I have a vector that I am iterating over. While iterating, I may append new values to the vector. It looks something like:
struct Foo
{
bool condition;
};
void AppendToVec(vector<Foo>& v)
{
...
v.push_back(...);
}
vector<Foo> vec;
...
for (vector<Foo>::size_type i = 0; i < vec.size(); ++i)
{
if (vec[i].condition) AppendToVec(vec);
}
This works fine, and in fact elegantly handles the case where the newly appended elements recursively require even more elements to be added, but it feels a little fragile. If someone else comes along and tweaks the loop, it can easily be broken.

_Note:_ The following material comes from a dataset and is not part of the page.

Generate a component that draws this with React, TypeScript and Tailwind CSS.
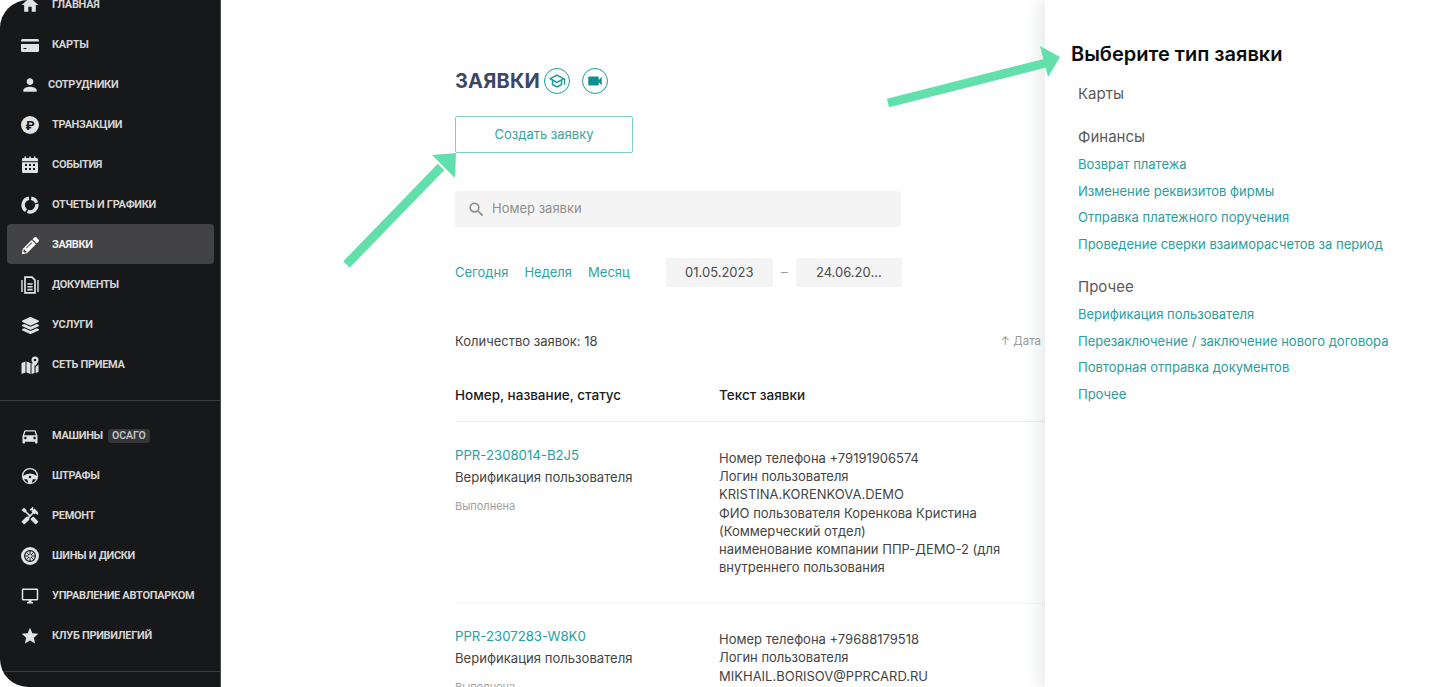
import React from 'react';
import {
  MdHome,
  MdPerson,
  MdDirectionsCar,
  MdHandyman,
  MdOutlineDesktopWindows,
  MdStar,
  MdSearch,
  MdVideocam,
  MdOutlineSchool,
} from 'react-icons/md';
import { FaPencilAlt, FaLayerGroup } from 'react-icons/fa';
import { PiSteeringWheelFill } from 'react-icons/pi';

const RubleIcon = () => (
  <div className="w-[18px] h-[18px] rounded-full bg-[#e2e2e2] flex items-center justify-center text-[#17181a] text-[13px] font-bold leading-none">₽</div>
);

const CardIcon = () => (
  <svg viewBox="0 0 18 13" className="w-[18px] h-[13px]" fill="#e2e2e2">
    <rect width="18" height="13" rx="1.5" />
    <path d="M0 2.6h18v2.4H0z" fill="#17181a" />
    <path d="M2.5 9h3v1h-3z" fill="#17181a" />
  </svg>
);

const CalendarIcon = () => (
  <svg viewBox="0 0 18 18" className="w-[18px] h-[18px]" fill="#e2e2e2">
    <path d="M3.5 0.5h1.6v2H3.5zM8.2 0.5h1.6v2H8.2zM12.9 0.5h1.6v2h-1.6z" />
    <rect x="1" y="2" width="16" height="15" rx="1.5" />
    <path d="M1 5.2h16v1H1z" fill="#17181a" />
    <path d="M4 8h2v2H4zM8 8h2v2H8zM12 8h2v2h-2zM4 12h2v2H4zM8 12h2v2H8zM12 12h2v2h-2z" fill="#17181a" />
  </svg>
);

const DonutIcon = () => (
  <svg viewBox="0 0 18 18" className="w-[18px] h-[18px]" fill="none" stroke="#e2e2e2" strokeWidth="3.4">
    <path d="M8 2.2A6.9 6.9 0 0 0 5 14.6" />
    <path d="M6.5 15.4A6.9 6.9 0 0 0 15.8 8" />
    <path d="M15.6 6.8A6.9 6.9 0 0 0 10.2 2.2" />
  </svg>
);

const DocIcon = () => (
  <svg viewBox="0 0 18 18" className="w-[18px] h-[18px]" fill="none" stroke="#e2e2e2">
    <path d="M4 1.2h7l3 3v12.6H4z" strokeWidth="1.7" />
    <path d="M6.4 8h5.2M6.4 10.8h5.2M6.4 13.6h5.2" strokeWidth="1.6" />
    <path d="M1 4v12M17 4v12" strokeWidth="1.4" />
  </svg>
);

const MapIcon = () => (
  <svg viewBox="0 0 18 18" className="w-[18px] h-[18px]" fill="#e2e2e2">
    <path d="M0.5 7l4-1.5v11l-4 1.5zM5.5 5.5l4 1.5v11l-4-1.5zM10.5 7l3 1.2v8.8l-3 1z" />
    <path d="M14 0.5a3.5 3.5 0 0 1 3.5 3.5c0 2.5-3.5 6-3.5 6s-3.5-3.5-3.5-6A3.5 3.5 0 0 1 14 0.5z" />
    <circle cx="14" cy="4" r="1.3" fill="#17181a" />
    <path d="M14.6 11l2.9-2.4V16l-2.9 1z" />
  </svg>
);

const TireIcon = () => (
  <svg viewBox="0 0 18 18" className="w-[18px] h-[18px]">
    <circle cx="9" cy="9" r="9" fill="#e2e2e2" />
    <circle cx="9" cy="9" r="5.4" fill="none" stroke="#17181a" strokeWidth="1.1" />
    <path d="M9 3.6v10.8M3.6 9h10.8M5.2 5.2l7.6 7.6M12.8 5.2l-7.6 7.6" stroke="#17181a" strokeWidth="1" />
    <circle cx="9" cy="9" r="1.5" fill="#e2e2e2" />
  </svg>
);

const ic = 'w-[20px] h-[20px] text-[#e2e2e2]';

const mainNav = [
  { icon: <MdHome className="w-[22px] h-[22px] text-[#e2e2e2]" />, label: 'Главная' },
  { icon: <CardIcon />, label: 'Карты' },
  { icon: <MdPerson className="w-[22px] h-[22px] text-[#e2e2e2]" />, label: 'Сотрудники', tight: true },
  { icon: <RubleIcon />, label: 'Транзакции' },
  { icon: <CalendarIcon />, label: 'События' },
  { icon: <DonutIcon />, label: 'Отчеты и графики' },
  { icon: <FaPencilAlt className="w-[17px] h-[17px] text-white" />, label: 'Заявки', active: true },
  { icon: <DocIcon />, label: 'Документы' },
  { icon: <FaLayerGroup className="w-[17px] h-[17px] text-[#e2e2e2]" />, label: 'Услуги' },
  { icon: <MapIcon />, label: 'Сеть приема' },
];

const carNav = [
  { icon: <MdDirectionsCar className="w-[22px] h-[22px] text-[#e2e2e2]" />, label: 'Машины', badge: 'ОСАГО' },
  { icon: <PiSteeringWheelFill className={ic} />, label: 'Штрафы' },
  { icon: <MdHandyman className={ic} />, label: 'Ремонт' },
  { icon: <TireIcon />, label: 'Шины и диски' },
  { icon: <MdOutlineDesktopWindows className="w-[18px] h-[18px] text-[#e2e2e2]" />, label: 'Управление автопарком' },
  { icon: <MdStar className="w-[22px] h-[22px] text-[#e2e2e2]" />, label: 'Клуб привилегий' },
];

type NavEntry = {
  icon: React.ReactNode;
  label: string;
  active?: boolean;
  tight?: boolean;
  badge?: string;
};

function NavItem({ item }: { item: NavEntry }) {
  return (
    <div className={`h-10 pt-[2px] ml-[7px] mr-[6px] rounded-[4px] flex items-center ${item.active ? 'bg-[#434345]' : ''}`}>
      <div className="w-[45px] pl-[13px] shrink-0 flex items-center">
        <div className="w-[20px] flex items-center justify-center">{item.icon}</div>
      </div>
      <span className={`text-[11px] font-bold uppercase tracking-[-0.3px] whitespace-nowrap ${item.active ? 'text-[#f0f0f0]' : 'text-[#d4d4d4]'} ${item.tight ? '-ml-[4px]' : ''}`}>
        {item.label}
      </span>
      {item.badge && (
        <span className="ml-[5px] px-[4px] h-[14px] flex items-center rounded-[3px] bg-[#343537] text-[#c4c4c4] text-[10.5px] font-semibold">
          {item.badge}
        </span>
      )}
    </div>
  );
}

const rows = [
  {
    id: 'PPR-2308014-B2J5',
    lines: [
      'Номер телефона +79191906574',
      'Логин пользователя',
      'KRISTINA.KORENKOVA.DEMO',
      'ФИО пользователя Коренкова Кристина',
      '(Коммерческий отдел)',
      'наименование компании ППР-ДЕМО-2 (для',
      'внутреннего пользования',
    ],
  },
  {
    id: 'PPR-2307283-W8K0',
    lines: ['Номер телефона +79688179518', 'Логин пользователя', 'MIKHAIL.BORISOV@PPRCARD.RU'],
  },
];

const groups = [
  {
    title: 'Финансы',
    links: ['Возврат платежа', 'Изменение реквизитов фирмы', 'Отправка платежного поручения', 'Проведение сверки взаиморасчетов за период'],
  },
  {
    title: 'Прочее',
    links: ['Верификация пользователя', 'Перезаключение / заключение нового договора', 'Повторная отправка документов', 'Прочее'],
  },
];

export default function App() {
  return (
    <div className="relative w-[1449px] h-[687px] overflow-hidden bg-white flex font-['Inter',sans-serif] text-[13px]">
      {/* Сайдбар */}
      <aside className="w-[221px] h-full shrink-0 bg-[#17181a] border-r border-[#4a4b4d] rounded-l-[28px] overflow-hidden font-['Roboto',sans-serif]">
        <div className="-mt-4">
          {mainNav.map((item) => (
            <NavItem key={item.label} item={item} />
          ))}
        </div>
        <div className="mt-4 border-t border-[#3d3e40] pt-[14px]">
          {carNav.map((item) => (
            <NavItem key={item.label} item={item} />
          ))}
        </div>
        <div className="mt-4 border-t border-[#3d3e40]" />
      </aside>

      {/* Контент */}
      <main className="flex-1 min-w-0 pl-[234px] pt-[68px]">
        <div className="flex items-center h-[26px]">
          <h1 className="text-[20px] font-bold tracking-[0.2px] text-[#3e4668] leading-none">ЗАЯВКИ</h1>
          <div className="ml-[4px] w-[26px] h-[26px] rounded-full border border-[#1c9c9c] flex items-center justify-center">
            <MdOutlineSchool className="w-[18px] h-[18px] text-[#1c9c9c]" />
          </div>
          <div className="ml-[12px] w-[26px] h-[26px] rounded-full border border-[#1c9c9c] flex items-center justify-center">
            <MdVideocam className="w-[18px] h-[18px] text-[#0f9090]" />
          </div>
        </div>

        <button className="mt-[22px] block w-[178px] h-[37px] rounded-[2px] border border-[#7fcfcf] text-[#35a5a5] text-[13px]">
          Создать заявку
        </button>

        <div className="mt-[38px] w-[446px] h-[36px] rounded-[2px] bg-[#f4f4f4] flex items-center pl-[12px] gap-[6px] text-[#8f8f8f]">
          <MdSearch className="w-[19px] h-[19px] text-[#8a8a8a]" />
          <span>Номер заявки</span>
        </div>

        <div className="mt-[31px] flex items-center h-[29px] w-[447px]">
          <div className="flex gap-[16px] text-[#2fa3a3]">
            <span>Сегодня</span>
            <span>Неделя</span>
            <span>Месяц</span>
          </div>
          <div className="ml-[36px] w-[107px] h-[29px] rounded-[3px] bg-[#f4f4f4] flex items-center justify-center text-[#4a4a4a]">01.05.2023</div>
          <span className="w-[23px] text-center text-[#9a9a9a]">–</span>
          <div className="w-[106px] h-[29px] rounded-[3px] bg-[#f4f4f4] flex items-center justify-center text-[#4a4a4a]">24.06.20...</div>
        </div>

        <div className="mt-[46px] w-[586px] h-[18px] flex items-center justify-between text-[#444]">
          <span>Количество заявок: 18</span>
          <span className="text-[#9a9a9a] text-[11.5px] whitespace-nowrap">↑ Дата</span>
        </div>

        <div className="mt-[34px] h-[18px] grid grid-cols-[264px_1fr] text-[13.5px] font-medium text-[#1c1c1c]">
          <span>Номер, название, статус</span>
          <span>Текст заявки</span>
        </div>
        <div className="mt-[18px] border-t border-[#ececec]" />

        {rows.map((row) => (
          <div key={row.id} className="grid grid-cols-[264px_1fr] pt-[24px] last:pt-[23px] pb-[26.7px] border-b border-[#f3f3f3]">
            <div>
              <div className="text-[#22a0a0] text-[13.2px] leading-[19px]">{row.id}</div>
              <div className="mt-[3px] text-[#444] text-[13.1px] leading-[18px]">Верификация пользователя</div>
              <div className="mt-[12px] text-[#a0a0a0] text-[11px] leading-[16px]">Выполнена</div>
            </div>
            <div className="pt-[3px] text-[#444] leading-[18.2px] whitespace-nowrap">
              {row.lines.map((line) => (
                <div key={line}>{line}</div>
              ))}
            </div>
          </div>
        ))}
      </main>

      {/* Выезжающая панель */}
      <div className="absolute top-0 right-0 w-[404px] h-full bg-white shadow-[-6px_0_14px_rgba(60,90,80,0.12)] pl-[26px] pt-[42px]">
        <h2 className="text-[20px] font-semibold text-[#0c0c0c] leading-[24px]">Выберите тип заявки</h2>
        <div className="pl-[7px]">
          <div className="mt-[18px] text-[15px] leading-[20px] text-[#5a5a5a]">Карты</div>
          <div className="mt-[23px]">
            <div className="text-[15px] leading-[20px] text-[#5a5a5a]">{groups[0].title}</div>
            <div className="mt-[8px] flex flex-col gap-[8.7px]">
              {groups[0].links.map((link) => (
                <span key={link} className="leading-[18px] text-[#2a9d9d]">{link}</span>
              ))}
            </div>
          </div>
          <div className="mt-[24px]">
            <div className="text-[15px] leading-[20px] text-[#5a5a5a]">{groups[1].title}</div>
            <div className="mt-[8px] flex flex-col gap-[8.7px]">
              {groups[1].links.map((link) => (
                <span key={link} className="leading-[18px] text-[#2a9d9d]">{link}</span>
              ))}
            </div>
          </div>
        </div>
      </div>

      {/* Стрелки-указатели */}
      <svg className="absolute inset-0 pointer-events-none" width="1449" height="687" viewBox="0 0 1449 687">
        <path d="M346.5 264.5L441 167" stroke="#62e0ab" strokeWidth="9" fill="none" />
        <path d="M456 153L432 155L455 178Z" fill="#62e0ab" />
        <path d="M888 103L1046 63" stroke="#62e0ab" strokeWidth="9" fill="none" />
        <path d="M1060 57L1040 46L1048 77Z" fill="#62e0ab" />
      </svg>
    </div>
  );
}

For example:
//No longer iterates over newly appended elements
vector<Foo>::size_type size = vec.size();
for (vector<Foo>::size_type i = 0; i < size; ++i)
{
if (vec[i].condition) AppendToVec(vec);
}
or
//Vector resize may invalidate iterators
for (vector<Foo>::iterator i = vec.begin(); i != vec.end(); ++i)
{
if (vec->condition) AppendToVec(vec);
}
Are there any best practices to handle cases like this? Is commenting the loop with a "Warning: This loop is intentionally appends to the vector while iterating. Change cautiously" the best approach? I am open to switching containers too if that makes things more robust.